Acorn squash is also high in both fiber and complex carbohydrates. While there aren’t any simple sugars in acorn squash, if you follow a low-carb diet you’ll want to enjoy smaller portions of this vegetable.
Acorn Squash Soup
- 1 large acorn squash
- 2 T. olive oil, divided
- 1/4 t. ground cinnamon
- 1/2 t. kosher salt, or to taste
- 1 medium yellow onion, chopped
- 3 cloves garlic, minced
- 2 c. unsweetened almond milk
- 2 c. vegetable broth
- Optional: Sour cream or plain Greek yogurt for servin
- Preheat the oven to 375ºF.
- Chop the tip and tail off the acorn squash, then cut it in half lengthwise. Scoop out the seeds and discard them (or you can roast them like pumpkin seeds–they’re delicious!).
- Drizzle the squash flesh with 1 T. of olive oil; sprinkle with salt and cinnamon. Place squash halves on a baking sheet, cut-side down. Roast for 45 to 50 minutes, or until the flesh is very soft.
- Use a spoon to remove the squash flesh from the skin; discard the skin.
- Heat the remaining olive oil in a skillet over medium heat.

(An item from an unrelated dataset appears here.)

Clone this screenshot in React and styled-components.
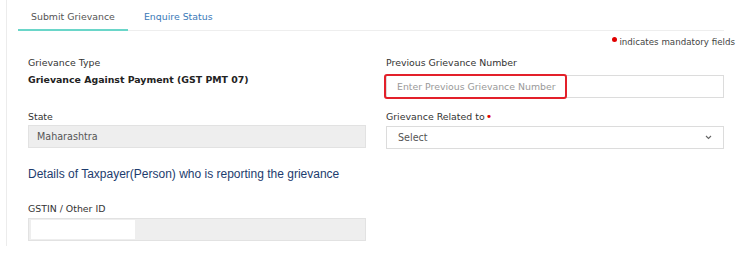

Add the chopped onion and sauté until browned, about 15 minutes. Add the garlic and sauté an additional 2 minutes. Remove from heat.
- Add the squash, sautéed onion and garlic, almond milk, and vegetable broth to a blender and blend until completely smooth.
- Season to taste with salt and pepper and serve with sour cream or plain Greek yogurt, if desired.